MEXICO CITY, MEXICO – The first time that Júlio César Hernández Ballinas hit his wife, Mariana Lima Buendía, was just three weeks after they got married. The reason: he didn’t like how she had prepared the meat and orange juice.

 

Lima Buendía called her parents and asked them to come get her, says her mother, Irinea Buendía, 60. The mother says that she and her husband, Lauro Lima, 82, rushed immediately to their daughter’s aid.

 

“Our daughters were people. What we are asking for is nothing more than justice.”

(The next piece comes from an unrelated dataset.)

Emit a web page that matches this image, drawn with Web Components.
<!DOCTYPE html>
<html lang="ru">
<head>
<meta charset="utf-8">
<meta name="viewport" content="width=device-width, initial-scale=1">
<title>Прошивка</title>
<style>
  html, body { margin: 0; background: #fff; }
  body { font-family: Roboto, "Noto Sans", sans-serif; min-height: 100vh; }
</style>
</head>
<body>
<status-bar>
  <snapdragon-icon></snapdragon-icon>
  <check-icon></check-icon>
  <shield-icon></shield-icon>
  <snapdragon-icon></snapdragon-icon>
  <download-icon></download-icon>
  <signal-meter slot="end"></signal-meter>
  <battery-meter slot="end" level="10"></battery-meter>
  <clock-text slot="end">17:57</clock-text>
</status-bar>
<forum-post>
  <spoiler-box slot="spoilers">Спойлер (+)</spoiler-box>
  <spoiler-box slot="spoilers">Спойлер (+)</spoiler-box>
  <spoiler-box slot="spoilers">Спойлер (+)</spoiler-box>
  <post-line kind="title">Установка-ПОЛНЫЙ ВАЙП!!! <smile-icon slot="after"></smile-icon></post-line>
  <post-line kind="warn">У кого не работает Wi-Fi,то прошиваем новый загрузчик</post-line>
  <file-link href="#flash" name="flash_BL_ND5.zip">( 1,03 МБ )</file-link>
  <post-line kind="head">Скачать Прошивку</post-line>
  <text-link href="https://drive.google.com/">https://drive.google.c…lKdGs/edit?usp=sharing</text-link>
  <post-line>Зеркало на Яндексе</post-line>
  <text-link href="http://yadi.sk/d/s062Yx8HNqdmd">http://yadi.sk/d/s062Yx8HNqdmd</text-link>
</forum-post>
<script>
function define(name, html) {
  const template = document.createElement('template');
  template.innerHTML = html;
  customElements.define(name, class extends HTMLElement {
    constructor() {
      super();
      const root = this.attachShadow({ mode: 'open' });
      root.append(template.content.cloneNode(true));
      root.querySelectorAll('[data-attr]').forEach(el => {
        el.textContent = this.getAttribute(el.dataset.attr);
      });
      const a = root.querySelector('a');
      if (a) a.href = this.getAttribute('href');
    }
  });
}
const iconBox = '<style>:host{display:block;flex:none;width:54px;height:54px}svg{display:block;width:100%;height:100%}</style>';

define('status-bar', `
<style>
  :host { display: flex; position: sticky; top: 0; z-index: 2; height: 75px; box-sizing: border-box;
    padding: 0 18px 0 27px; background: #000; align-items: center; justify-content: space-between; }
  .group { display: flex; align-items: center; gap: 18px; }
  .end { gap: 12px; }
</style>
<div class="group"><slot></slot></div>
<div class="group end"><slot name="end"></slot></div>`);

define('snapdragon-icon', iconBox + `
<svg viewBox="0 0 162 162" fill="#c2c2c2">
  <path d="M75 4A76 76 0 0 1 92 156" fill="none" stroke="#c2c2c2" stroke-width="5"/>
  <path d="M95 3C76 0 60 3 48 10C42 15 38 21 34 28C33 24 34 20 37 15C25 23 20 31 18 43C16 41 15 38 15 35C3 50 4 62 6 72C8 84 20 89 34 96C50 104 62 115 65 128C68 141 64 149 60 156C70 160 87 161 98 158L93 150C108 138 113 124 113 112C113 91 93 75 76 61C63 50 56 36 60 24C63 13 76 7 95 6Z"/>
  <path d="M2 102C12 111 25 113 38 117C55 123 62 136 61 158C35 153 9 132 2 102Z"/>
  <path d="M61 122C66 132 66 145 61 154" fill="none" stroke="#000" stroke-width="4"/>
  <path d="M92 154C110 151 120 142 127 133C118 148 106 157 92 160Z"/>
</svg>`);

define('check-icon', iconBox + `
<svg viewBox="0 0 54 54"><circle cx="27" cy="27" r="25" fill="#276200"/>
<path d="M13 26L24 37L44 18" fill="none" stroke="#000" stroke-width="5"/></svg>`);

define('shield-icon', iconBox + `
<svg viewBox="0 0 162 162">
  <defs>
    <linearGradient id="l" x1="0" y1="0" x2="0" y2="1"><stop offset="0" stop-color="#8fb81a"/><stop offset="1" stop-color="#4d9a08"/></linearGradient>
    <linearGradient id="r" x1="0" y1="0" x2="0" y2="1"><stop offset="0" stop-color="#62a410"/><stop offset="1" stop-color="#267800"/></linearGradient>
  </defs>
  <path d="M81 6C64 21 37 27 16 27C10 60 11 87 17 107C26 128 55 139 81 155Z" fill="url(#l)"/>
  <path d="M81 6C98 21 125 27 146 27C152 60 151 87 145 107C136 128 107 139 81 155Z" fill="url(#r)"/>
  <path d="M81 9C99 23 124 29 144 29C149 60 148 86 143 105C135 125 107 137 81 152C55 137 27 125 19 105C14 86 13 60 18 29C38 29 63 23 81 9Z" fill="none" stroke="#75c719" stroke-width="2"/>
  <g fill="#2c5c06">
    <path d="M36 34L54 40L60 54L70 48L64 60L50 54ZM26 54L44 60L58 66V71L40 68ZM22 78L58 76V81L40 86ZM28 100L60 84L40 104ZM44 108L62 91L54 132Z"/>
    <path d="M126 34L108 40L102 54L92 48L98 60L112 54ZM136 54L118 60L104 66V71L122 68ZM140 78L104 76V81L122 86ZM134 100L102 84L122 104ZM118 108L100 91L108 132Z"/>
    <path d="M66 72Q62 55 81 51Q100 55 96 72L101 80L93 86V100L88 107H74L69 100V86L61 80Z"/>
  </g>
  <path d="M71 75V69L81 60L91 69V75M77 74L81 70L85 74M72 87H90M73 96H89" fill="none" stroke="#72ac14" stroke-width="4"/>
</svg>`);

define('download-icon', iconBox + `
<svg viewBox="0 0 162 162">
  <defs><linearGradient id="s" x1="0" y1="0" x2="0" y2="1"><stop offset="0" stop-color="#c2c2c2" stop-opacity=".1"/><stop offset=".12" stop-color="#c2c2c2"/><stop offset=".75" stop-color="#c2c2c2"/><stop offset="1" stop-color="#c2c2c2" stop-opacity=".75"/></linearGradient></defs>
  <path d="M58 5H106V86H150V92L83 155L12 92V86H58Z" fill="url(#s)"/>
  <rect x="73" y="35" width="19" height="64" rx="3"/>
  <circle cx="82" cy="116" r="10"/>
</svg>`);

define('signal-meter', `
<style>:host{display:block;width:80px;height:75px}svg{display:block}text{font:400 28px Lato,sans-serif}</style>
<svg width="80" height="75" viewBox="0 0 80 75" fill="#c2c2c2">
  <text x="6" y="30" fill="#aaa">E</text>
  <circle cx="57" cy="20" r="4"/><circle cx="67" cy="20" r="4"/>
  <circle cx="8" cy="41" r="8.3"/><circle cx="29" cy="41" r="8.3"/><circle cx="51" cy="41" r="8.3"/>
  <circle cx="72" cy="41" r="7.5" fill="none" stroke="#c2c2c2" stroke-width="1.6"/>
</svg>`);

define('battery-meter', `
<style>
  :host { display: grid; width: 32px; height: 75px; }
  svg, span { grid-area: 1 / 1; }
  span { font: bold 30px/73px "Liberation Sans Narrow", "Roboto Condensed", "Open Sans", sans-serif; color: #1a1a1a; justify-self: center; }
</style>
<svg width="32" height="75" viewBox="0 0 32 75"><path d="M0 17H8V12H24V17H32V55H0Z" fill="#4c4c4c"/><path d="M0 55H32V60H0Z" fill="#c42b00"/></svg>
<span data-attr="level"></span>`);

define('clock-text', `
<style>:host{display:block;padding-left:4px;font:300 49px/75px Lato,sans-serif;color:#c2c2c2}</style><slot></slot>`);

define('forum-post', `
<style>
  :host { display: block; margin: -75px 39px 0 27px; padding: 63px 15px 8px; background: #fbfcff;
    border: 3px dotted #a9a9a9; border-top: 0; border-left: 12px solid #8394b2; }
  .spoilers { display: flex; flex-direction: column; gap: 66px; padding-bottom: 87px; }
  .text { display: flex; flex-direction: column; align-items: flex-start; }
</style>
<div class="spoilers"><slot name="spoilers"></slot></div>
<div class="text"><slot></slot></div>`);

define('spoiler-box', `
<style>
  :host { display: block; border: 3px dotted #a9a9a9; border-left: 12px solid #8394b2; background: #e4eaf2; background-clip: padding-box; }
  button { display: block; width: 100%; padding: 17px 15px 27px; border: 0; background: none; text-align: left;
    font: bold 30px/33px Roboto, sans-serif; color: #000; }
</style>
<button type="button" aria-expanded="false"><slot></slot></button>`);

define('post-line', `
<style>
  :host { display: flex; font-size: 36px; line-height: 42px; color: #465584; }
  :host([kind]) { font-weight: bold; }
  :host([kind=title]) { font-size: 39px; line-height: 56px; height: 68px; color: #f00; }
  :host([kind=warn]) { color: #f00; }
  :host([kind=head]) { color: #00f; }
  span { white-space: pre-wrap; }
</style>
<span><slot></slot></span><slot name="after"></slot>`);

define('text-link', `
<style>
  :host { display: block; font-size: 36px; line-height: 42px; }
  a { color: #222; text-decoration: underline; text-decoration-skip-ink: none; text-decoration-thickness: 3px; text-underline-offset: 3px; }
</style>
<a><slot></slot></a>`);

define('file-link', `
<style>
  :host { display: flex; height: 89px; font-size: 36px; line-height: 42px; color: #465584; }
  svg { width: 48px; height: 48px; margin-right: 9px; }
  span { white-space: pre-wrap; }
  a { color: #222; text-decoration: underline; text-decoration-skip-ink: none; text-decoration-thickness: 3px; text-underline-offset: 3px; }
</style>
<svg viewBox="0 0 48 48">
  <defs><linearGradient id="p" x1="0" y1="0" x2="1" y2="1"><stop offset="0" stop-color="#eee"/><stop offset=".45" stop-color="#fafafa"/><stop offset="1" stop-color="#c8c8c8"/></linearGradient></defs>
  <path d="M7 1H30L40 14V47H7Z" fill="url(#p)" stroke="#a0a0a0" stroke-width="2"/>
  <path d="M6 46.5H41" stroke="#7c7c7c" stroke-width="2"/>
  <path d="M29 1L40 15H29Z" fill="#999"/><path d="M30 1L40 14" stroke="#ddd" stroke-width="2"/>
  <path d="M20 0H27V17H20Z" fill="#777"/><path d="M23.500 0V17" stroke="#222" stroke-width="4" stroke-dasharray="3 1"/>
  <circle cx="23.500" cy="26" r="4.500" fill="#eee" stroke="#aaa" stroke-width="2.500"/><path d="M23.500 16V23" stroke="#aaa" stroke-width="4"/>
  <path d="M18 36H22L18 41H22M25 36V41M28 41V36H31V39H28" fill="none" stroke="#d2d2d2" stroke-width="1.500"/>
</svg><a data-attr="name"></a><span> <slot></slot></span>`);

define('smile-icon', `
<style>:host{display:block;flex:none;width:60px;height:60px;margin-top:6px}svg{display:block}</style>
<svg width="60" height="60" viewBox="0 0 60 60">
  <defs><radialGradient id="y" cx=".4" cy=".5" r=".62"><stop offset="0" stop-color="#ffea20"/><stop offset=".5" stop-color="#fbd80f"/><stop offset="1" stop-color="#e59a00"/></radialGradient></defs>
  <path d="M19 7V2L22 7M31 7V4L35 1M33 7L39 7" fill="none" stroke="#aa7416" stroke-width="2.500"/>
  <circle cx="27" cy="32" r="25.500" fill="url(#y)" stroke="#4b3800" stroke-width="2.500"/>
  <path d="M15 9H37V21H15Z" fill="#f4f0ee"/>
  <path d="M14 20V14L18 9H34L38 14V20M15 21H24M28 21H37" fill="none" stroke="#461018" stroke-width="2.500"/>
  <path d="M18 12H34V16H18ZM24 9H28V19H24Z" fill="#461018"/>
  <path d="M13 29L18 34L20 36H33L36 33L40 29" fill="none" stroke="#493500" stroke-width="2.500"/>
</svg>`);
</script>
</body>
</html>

“‘He told me that if I report it, with that bat that is there he is going to give me nothing but one to the head and he is going to put me in the cistern because he had already put two or three women there,’” Buendía recalls her daughter told her when they arrived.

 

After that, the abuse didn’t stop. Neither did the support of her parents, who asked their daughter to abandon her aggressor. Buendía says that she and her husband were afraid that one day, their son-in-law would keep his word and murder their daughter.

 

“I don’t know if he had her threatened,” the mother says. “I don’t know how my daughter managed to go back with him because she left him four times and always for the same reason: because he hit her, because she was nothing to him, that she didn’t know how to do wash, she didn’t know how to iron, she didn’t know how to make anything to eat, she didn’t know how to sweep.”

 

One day, Lima Buendía got tired of the beatings, her mother says. She left she and her husband's home outside of Mexico City and went to live with her parents in the neighboring municipality. Buendía says her daughter told her she had had enough and was ready to leave her husband.

 

Her parents expressed support and made plans for the following day to buy new clothes and to contact a lawyer in order to find a job for their daughter, who had studied law.

 

The 29-year-old left her parents’ house at noon in order to file a complaint of violence against her husband. Buendía says her daughter, who worked in the local Public Ministry’s Center of Justice, didn’t think that the ministry would do anything. She also hadn’t reported her husband sooner because he worked for the center’s judicial police. But she finally decided that she wanted to make a record of the violence.

 

Later, she returned to her home to talk with her husband and to collect her belongings. She promised her parents that she would be back by dinnertime.

 

“That was the last time I saw her alive,” her mother says sadly.

 

Their daughter’s husband called her parents the next day to tell them that their daughter had committed suicide, a story Buendía and her husband say they never believed. Instead, Buendía alleges that he killed their daughter – not only because of his previous acts of violence against her but also because of several errors and inconsistencies in the investigation of the case.